§ **The task**
Go through the records from the first line and retype each one exactly, stopping once the line with "string; items: Item[];" is done. Pictures are left out.

§ **Data for processing**
:::
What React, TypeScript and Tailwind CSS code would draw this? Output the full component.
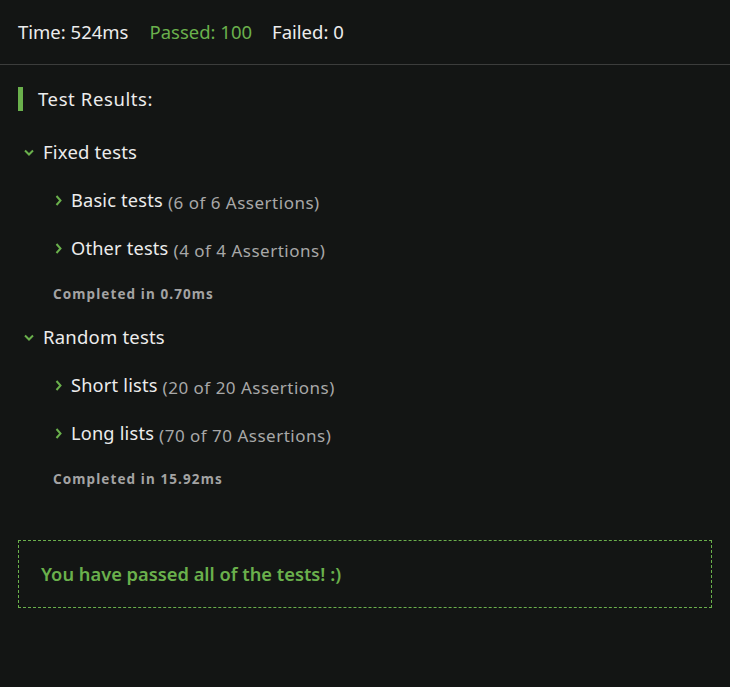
import React from 'react';

type Item = { name: string; count: string };
type Group = { title: string; items: Item[]; time: string };

const groups: Group[] = [
  {
    title: 'Fixed tests',
    items: [
      { name: 'Basic tests', count: '(6 of 6 Assertions)' },
      { name: 'Other tests', count: '(4 of 4 Assertions)' },
    ],
    time: 'Completed in 0.70ms',
  },
  {
    title: 'Random tests',
    items: [
      { name: 'Short lists', count: '(20 of 20 Assertions)' },
      { name: 'Long lists', count: '(70 of 70 Assertions)' },
    ],
    time: 'Completed in 15.92ms',
  },
];

function ChevronDown() {
  return (
    <svg width="10" height="7" viewBox="0 0 10 7" className="shrink-0">
      <path d="M1 1.5 L5 5.5 L9 1.5" fill="none" stroke="#6ab04c" strokeWidth="2" />
    </svg>
  );
}

function ChevronRight() {
  return (
    <svg width="7" height="11" viewBox="0 0 7 11" className="shrink-0">
      <path d="M1.5 1 L5.5 5.5 L1.5 10" fill="none" stroke="#6ab04c" strokeWidth="2" />
    </svg>
  );
}

export default function App() {
  return (
    <div
      className="w-[730px] h-[687px] bg-[#131514] text-[#ececec] overflow-hidden"
      style={{ fontFamily: '"Noto Sans", "Open Sans", sans-serif' }}
    >
      <div className="h-[65px] flex items-center gap-[22px] px-[18px] text-[18.5px] border-b border-[#3c3d3c]">
        <span>Time: 524ms</span>
        <span className="text-[#6ab04c] -ml-[1px]">Passed: 100</span>
        <span className="-ml-[2px]">Failed: 0</span>
      </div>

      <div className="px-[18px]">
        <div className="mt-[22px] h-[24px] flex items-center gap-[15px]">
          <div className="w-[5px] h-[24px] bg-[#6ab04c]" />
          <span className="text-[18.5px] tracking-[0.6px]">Test Results:</span>
        </div>

        {groups.map((g, gi) => (
          <div key={g.title} className={gi === 0 ? 'mt-[26px]' : 'mt-[18px]'}>
            <div className="flex items-center gap-[9px] pl-[6px] h-[30px]">
              <ChevronDown />
              <span className="text-[18.5px] tracking-[0.2px]">{g.title}</span>
            </div>
            <div className="pl-[37px]">
              {g.items.map((it, i) => (
                <div
                  key={it.name}
                  className={`flex items-center h-[30px] ${i === 0 ? 'mt-[19px]' : 'mt-[18px]'}`}
                >
                  <span className="mr-[9px] -mt-[2px] flex">
                    <ChevronRight />
                  </span>
                  <div className="flex items-baseline">
                    <span className="text-[18.2px] tracking-[0.2px]">{it.name}</span>
                    <span className="ml-[5px] text-[17px] tracking-[0.5px] text-[#a8a8a8] relative top-[2px]">
                      {it.count}
                    </span>
                  </div>
                </div>
              ))}
              <div className="mt-[20px] h-[20px] flex items-center -ml-[2px] text-[13.5px] font-bold text-[#a3a3a3] tracking-[1.1px]">
                {g.time}
              </div>
            </div>
          </div>
        ))}

        <div className="mt-[51px] h-[68px] border border-dashed border-[#6ab04c] flex items-center px-[22px]">
          <span className="text-[18.3px] font-semibold text-[#6ab04c]">You have passed all of the tests! :)</span>
        </div>
      </div>
    </div>
  );
}
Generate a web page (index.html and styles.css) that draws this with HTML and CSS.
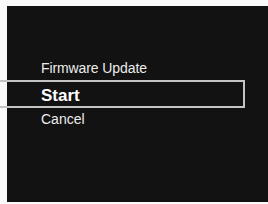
FILE: index.html
```html
<!DOCTYPE html>
<html lang="en">
<head>
    <meta charset="UTF-8">
    <title>Firmware Update</title>
    <link rel="stylesheet" href="styles.css">
</head>
<body>
    <div class="screen">
        <div class="menu-title">Firmware Update</div>
        <div class="menu-item selected">Start</div>
        <div class="menu-item">Cancel</div>
    </div>
</body>
</html>
```
FILE: styles.css
```css
body {
    margin: 0;
    padding: 0;
    background-color: #fafafa;
    font-family: 'Liberation Sans', Arial, sans-serif;
}

.screen {
    margin: 6px 0 0 7px;
    width: 261px;
    height: 196px;
    padding-top: 54px;
    box-sizing: border-box;
    background-color: #121212;
    color: #ececec;
}

.menu-title {
    padding-left: 34px;
    font-size: 14px;
    line-height: 16px;
    letter-spacing: -0.1px;
}

.menu-item {
    padding-left: 34px;
    font-size: 14px;
    line-height: 16px;
    margin-top: 3px;
}

.menu-item.selected {
    margin: 4px 0 0 -7px;
    width: 245px;
    box-sizing: border-box;
    padding: 4px 0 0 41px;
    border: 2px solid #c4c4c4;
    border-left: none;
    font-size: 17px;
    font-weight: bold;
    line-height: 20px;
    color: #ffffff;
}
```
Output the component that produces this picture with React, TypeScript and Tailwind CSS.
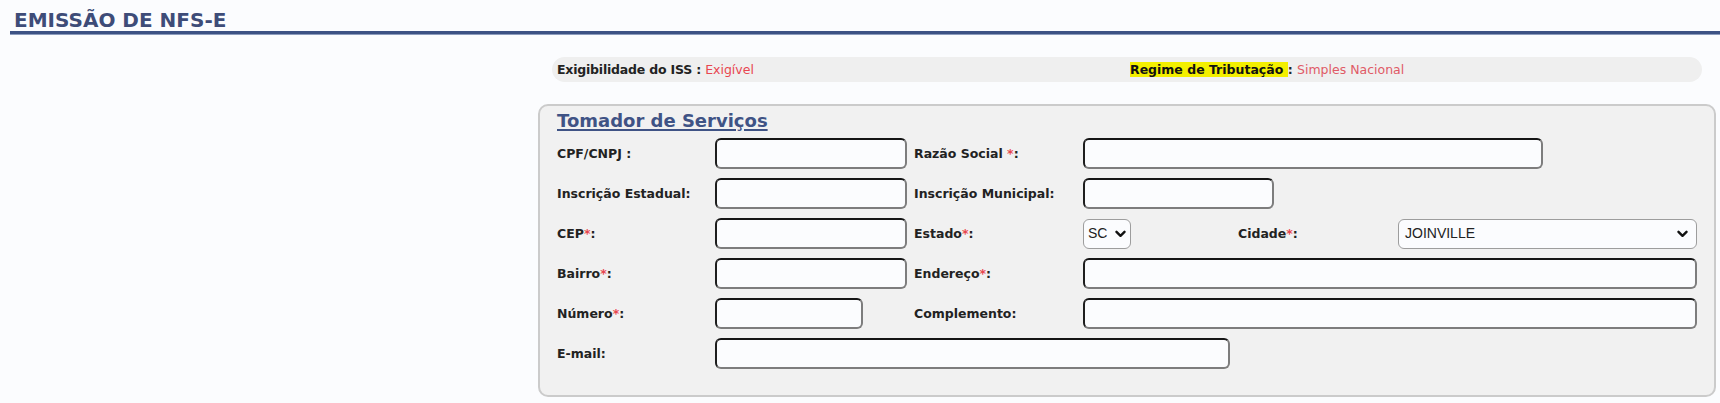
:::
§ **Response to the exercise**
What React, TypeScript and Tailwind CSS code would draw this? Output the full component.
import React from 'react';

type Item = { name: string; count: string };
type Group = { title: string; items: Item[]; time: string };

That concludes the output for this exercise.